▶ _Task requirements_
Gather every line holding the string "components".
■ ■ ■ ■
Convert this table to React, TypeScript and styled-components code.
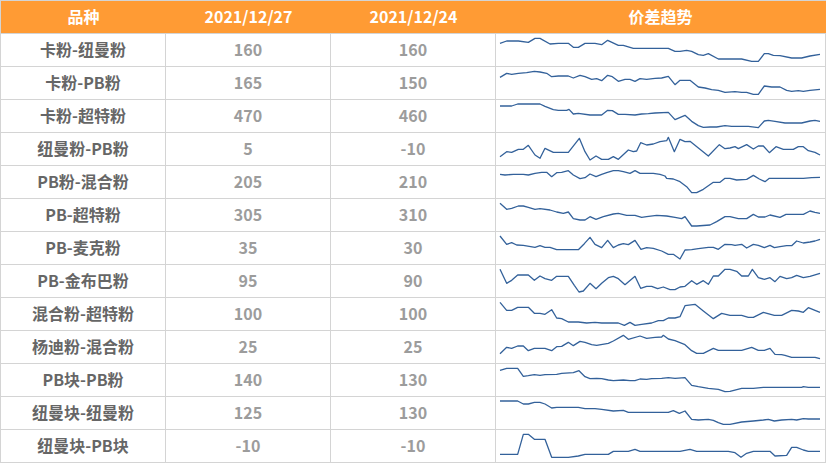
import React from 'react'
import styled, { createGlobalStyle } from 'styled-components'

const GlobalStyle = createGlobalStyle`
  html, body {
    margin: 0;
    padding: 0;
    background: #ffffff;
  }
  body {
    font-family: "Noto Sans CJK SC", "Noto Sans", sans-serif;
  }
`

// sparkline points were read off a 3x blow-up, so coords are in 1/3 px
// oy is the row line offset inside that blow-up
interface SparkData {
  oy: number
  ox?: number
  pts: number[]
}

interface Row {
  name: string
  cur: string
  prev: string
  trend: SparkData
}

const rows: Row[] = [
  {
    name: '卡粉-纽曼粉',
    cur: '160',
    prev: '160',
    trend: {
      oy: 0,
      pts: [
        15, 31, 35, 24, 70, 24, 100, 28, 120, 16, 135, 16, 165, 33, 190, 31, 220, 31, 235, 43, 250, 43, 270, 31, 300,
        31, 320, 35, 338, 22, 370, 37, 385, 37, 415, 46, 520, 46, 540, 55, 555, 55, 575, 52, 590, 55, 610, 65, 625, 67,
        640, 62, 670, 78, 740, 78, 770, 85, 790, 85, 808, 62, 820, 62, 835, 67, 855, 68, 890, 75, 920, 75, 945, 69, 975,
        64,
      ],
    },
  },
  {
    name: '卡粉-PB粉',
    cur: '165',
    prev: '150',
    trend: {
      oy: 99,
      pts: [
        15, 133, 35, 121, 50, 124, 70, 121, 95, 119, 118, 115, 135, 117, 155, 121, 170, 131, 190, 129, 220, 129, 235,
        135, 255, 127, 270, 131, 290, 139, 305, 137, 320, 143, 338, 127, 352, 131, 370, 145, 390, 139, 405, 139, 420,
        145, 435, 137, 455, 139, 480, 136, 500, 135, 520, 130, 540, 155, 555, 142, 585, 142, 610, 162, 630, 165, 650,
        170, 670, 172, 690, 178, 720, 176, 740, 178, 755, 178, 775, 184, 790, 184, 808, 159, 830, 162, 855, 162, 875,
        172, 890, 175, 910, 173, 925, 175, 945, 172, 975, 169,
      ],
    },
  },
  {
    name: '卡粉-超特粉',
    cur: '470',
    prev: '460',
    trend: {
      oy: 198,
      pts: [
        15, 219, 50, 219, 68, 213, 135, 213, 150, 220, 175, 230, 190, 232, 215, 232, 222, 229, 235, 243, 250, 241, 285,
        246, 320, 246, 338, 232, 352, 233, 370, 244, 390, 244, 420, 246, 440, 243, 460, 242, 480, 240, 520, 238, 540,
        260, 570, 247, 590, 265, 610, 278, 625, 283, 645, 282, 665, 282, 690, 278, 710, 280, 760, 280, 790, 284, 808,
        264, 820, 262, 840, 265, 870, 270, 920, 270, 945, 264, 960, 262, 975, 265,
      ],
    },
  },
  {
    name: '纽曼粉-PB粉',
    cur: '5',
    prev: '-10',
    trend: {
      oy: 36,
      ox: 15,
      pts: [
        30, 110, 50, 95, 65, 97, 85, 88, 100, 88, 115, 76, 135, 105, 150, 115, 165, 85, 190, 97, 235, 97, 268, 55, 285,
        95, 300, 120, 318, 108, 335, 118, 355, 118, 370, 110, 385, 118, 415, 90, 430, 95, 440, 93, 452, 68, 470, 75,
        490, 72, 510, 65, 530, 62, 535, 52, 553, 95, 570, 58, 585, 65, 600, 64, 655, 108, 688, 74, 705, 86, 720, 84,
        735, 80, 745, 86, 770, 74, 790, 87, 805, 78, 820, 78, 838, 98, 858, 80, 880, 88, 910, 88, 925, 80, 940, 80, 955,
        92, 975, 97, 990, 105,
      ],
    },
  },
  {
    name: 'PB粉-混合粉',
    cur: '205',
    prev: '210',
    trend: {
      oy: 135,
      ox: 15,
      pts: [
        30, 163, 45, 165, 70, 163, 100, 163, 115, 165, 135, 160, 155, 157, 170, 157, 185, 170, 200, 158, 215, 157, 235,
        152, 250, 165, 270, 176, 285, 173, 300, 162, 318, 170, 335, 163, 350, 158, 370, 152, 385, 152, 400, 155, 420,
        160, 435, 152, 450, 160, 490, 160, 510, 163, 525, 168, 530, 175, 550, 177, 570, 185, 590, 200, 605, 218, 620,
        218, 640, 208, 670, 187, 690, 187, 705, 175, 720, 175, 740, 180, 770, 178, 790, 166, 808, 177, 825, 185, 838,
        175, 880, 175, 910, 175, 940, 175, 965, 173, 990, 172,
      ],
    },
  },
  {
    name: 'PB-超特粉',
    cur: '305',
    prev: '310',
    trend: {
      oy: 234,
      ox: 15,
      pts: [
        30, 250, 50, 268, 65, 265, 85, 258, 100, 258, 115, 262, 135, 268, 150, 266, 180, 270, 200, 276, 220, 280, 235,
        276, 250, 296, 270, 300, 285, 300, 300, 290, 318, 298, 340, 290, 370, 282, 385, 280, 410, 286, 435, 286, 455,
        292, 470, 290, 500, 286, 530, 288, 555, 292, 575, 296, 585, 290, 605, 318, 620, 318, 660, 315, 680, 305, 705,
        290, 720, 290, 745, 296, 770, 296, 790, 283, 805, 291, 825, 291, 840, 285, 870, 292, 888, 283, 940, 283, 960,
        273, 975, 277, 990, 280,
      ],
    },
  },
  {
    name: 'PB-麦克粉',
    cur: '35',
    prev: '30',
    trend: {
      oy: 0,
      pts: [
        15, 15, 35, 40, 50, 35, 65, 42, 85, 43, 120, 49, 135, 44, 150, 49, 165, 49, 185, 56, 250, 56, 268, 38, 285, 19,
        300, 40, 320, 50, 338, 28, 355, 50, 370, 42, 385, 38, 400, 41, 420, 28, 438, 55, 455, 50, 475, 52, 500, 60, 520,
        70, 535, 70, 555, 84, 570, 57, 590, 56, 610, 53, 640, 49, 655, 49, 670, 55, 690, 40, 710, 41, 720, 43, 740, 40,
        755, 51, 775, 40, 790, 43, 808, 50, 825, 43, 838, 50, 855, 47, 875, 44, 890, 44, 905, 30, 925, 36, 945, 33, 960,
        30, 975, 25,
      ],
    },
  },
  {
    name: 'PB-金布巴粉',
    cur: '95',
    prev: '90',
    trend: {
      oy: 99,
      pts: [
        15, 115, 35, 157, 50, 148, 68, 132, 100, 132, 118, 148, 135, 135, 150, 143, 170, 148, 185, 136, 220, 136, 238,
        163, 252, 183, 265, 180, 285, 157, 303, 173, 320, 157, 340, 140, 355, 136, 370, 143, 390, 161, 420, 136, 437,
        172, 455, 166, 470, 166, 488, 173, 505, 168, 525, 176, 540, 176, 555, 168, 570, 166, 590, 149, 605, 160, 625,
        149, 640, 160, 655, 135, 670, 135, 690, 115, 705, 115, 725, 121, 740, 135, 760, 135, 772, 115, 790, 140, 808,
        145, 825, 140, 840, 152, 855, 136, 875, 143, 890, 140, 905, 133, 925, 140, 945, 136, 975, 127,
      ],
    },
  },
  {
    name: '混合粉-超特粉',
    cur: '100',
    prev: '100',
    trend: {
      oy: 198,
      pts: [
        15, 214, 35, 238, 50, 238, 68, 229, 100, 229, 118, 247, 135, 247, 150, 250, 170, 236, 185, 261, 200, 263, 220,
        273, 250, 273, 275, 276, 300, 274, 320, 276, 370, 276, 388, 283, 405, 274, 420, 283, 440, 280, 470, 276, 490,
        269, 505, 269, 520, 261, 540, 261, 555, 257, 570, 224, 600, 220, 625, 240, 655, 263, 680, 247, 705, 253, 740,
        253, 760, 259, 775, 259, 805, 244, 838, 253, 860, 253, 890, 238, 910, 240, 925, 244, 940, 230, 960, 238, 975,
        244,
      ],
    },
  },
  {
    name: '杨迪粉-混合粉',
    cur: '25',
    prev: '25',
    trend: {
      oy: 0,
      pts: [
        15, 71, 35, 52, 50, 55, 68, 48, 85, 48, 100, 62, 118, 55, 150, 55, 170, 62, 185, 50, 200, 49, 220, 37, 235, 47,
        255, 34, 270, 37, 290, 44, 305, 46, 340, 40, 355, 33, 385, 16, 400, 28, 435, 18, 455, 25, 480, 22, 500, 21, 505,
        16, 520, 27, 540, 32, 555, 38, 570, 44, 590, 62, 605, 70, 625, 70, 655, 55, 670, 61, 740, 61, 770, 52, 790, 61,
        808, 61, 825, 55, 840, 73, 860, 74, 870, 76, 890, 82, 940, 82, 960, 82, 975, 86,
      ],
    },
  },
  {
    name: 'PB块-PB粉',
    cur: '140',
    prev: '130',
    trend: {
      oy: 99,
      pts: [
        15, 121, 35, 115, 68, 115, 85, 139, 100, 137, 118, 134, 135, 136, 150, 134, 185, 133, 200, 130, 235, 128, 252,
        122, 270, 140, 285, 146, 305, 145, 320, 146, 340, 150, 355, 152, 385, 150, 405, 152, 420, 152, 435, 147, 455,
        148, 470, 146, 500, 145, 520, 143, 540, 145, 570, 143, 590, 166, 610, 170, 640, 175, 670, 178, 690, 185, 705,
        184, 740, 175, 775, 175, 805, 172, 840, 172, 920, 172, 925, 170, 940, 172, 975, 172,
      ],
    },
  },
  {
    name: '纽曼块-纽曼粉',
    cur: '125',
    prev: '130',
    trend: {
      oy: 198,
      pts: [
        15, 213, 68, 213, 85, 222, 100, 222, 118, 217, 135, 217, 150, 222, 170, 234, 185, 232, 250, 232, 270, 236, 300,
        236, 320, 238, 355, 243, 385, 241, 400, 247, 440, 247, 520, 247, 535, 242, 553, 250, 570, 243, 590, 268, 610,
        270, 640, 268, 655, 271, 670, 278, 685, 283, 705, 283, 740, 276, 775, 273, 805, 270, 820, 268, 838, 273, 860,
        270, 890, 268, 905, 270, 925, 266, 940, 267, 975, 267,
      ],
    },
  },
  {
    name: '纽曼块-PB块',
    cur: '-10',
    prev: '-10',
    trend: {
      oy: 297,
      pts: [
        15, 373, 68, 373, 85, 313, 100, 313, 118, 328, 150, 328, 170, 382, 220, 382, 250, 378, 270, 373, 340, 373, 355,
        364, 400, 364, 420, 358, 435, 364, 555, 364, 585, 358, 605, 364, 700, 364, 720, 368, 738, 382, 755, 370, 775,
        364, 825, 364, 840, 378, 875, 376, 890, 352, 905, 352, 925, 360, 940, 364, 975, 364,
      ],
    },
  },
]

const toPolyline = ({ pts, oy, ox = 0 }: SparkData) => {
  const out: string[] = []
  for (let i = 0; i < pts.length; i += 2) {
    out.push(`${pts[i] - ox},${pts[i + 1] - oy}`)
  }
  return out.join(' ')
}

const Sparkline = ({ data }: { data: SparkData }) => (
  <TrendSvg viewBox='3 3 987 96' preserveAspectRatio='none'>
    <polyline
      points={toPolyline(data)}
      fill='none'
      stroke='#33619a'
      strokeWidth={1.3}
      strokeLinejoin='round'
      vectorEffect='non-scaling-stroke'
    />
  </TrendSvg>
)

export default function App() {
  return (
    <>
      <GlobalStyle />
      <Table>
        <Header>
          <HeadCell>品种</HeadCell>
          <HeadCell>2021/12/27</HeadCell>
          <HeadCell>2021/12/24</HeadCell>
          <HeadCell>价差趋势</HeadCell>
        </Header>
        {rows.map((row) => (
          <React.Fragment key={row.name}>
            <NameCell>{row.name}</NameCell>
            <ValueCell>{row.cur}</ValueCell>
            <ValueCell>{row.prev}</ValueCell>
            <TrendCell>
              <Sparkline data={row.trend} />
            </TrendCell>
          </React.Fragment>
        ))}
      </Table>
    </>
  )
}

const Table = styled.div`
  display: grid;
  grid-template-columns: 164px 164px 164px 329px;
  grid-auto-rows: 32px;
  gap: 1px;
  padding: 1px;
  width: 826px;
  box-sizing: border-box;
  background-color: #d4d4d4;
`

const Header = styled.div`
  grid-column: 1 / -1;
  display: grid;
  grid-template-columns: 165px 165px 165px 329px;
  margin: 0 -1px 0 0;
  background-color: #ff9b34;
`

const HeadCell = styled.div`
  display: flex;
  align-items: center;
  justify-content: center;
  padding-bottom: 2px;
  color: #ffffff;
  font-size: 16px;
  font-weight: 700;
`

const Cell = styled.div`
  display: flex;
  align-items: center;
  justify-content: center;
  padding-bottom: 2px;
  background-color: #ffffff;
  font-size: 16px;
  font-weight: 700;
`

const NameCell = styled(Cell)`
  color: #666666;
`

const ValueCell = styled(Cell)`
  color: #9c9c9c;
`

const TrendCell = styled.div`
  background-color: #ffffff;
`

const TrendSvg = styled.svg`
  display: block;
  width: 329px;
  height: 32px;
`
■ ■ ■ ■
▶ _Complete response_
Convert this table to React, TypeScript and styled-components code.
import styled, { createGlobalStyle } from 'styled-components'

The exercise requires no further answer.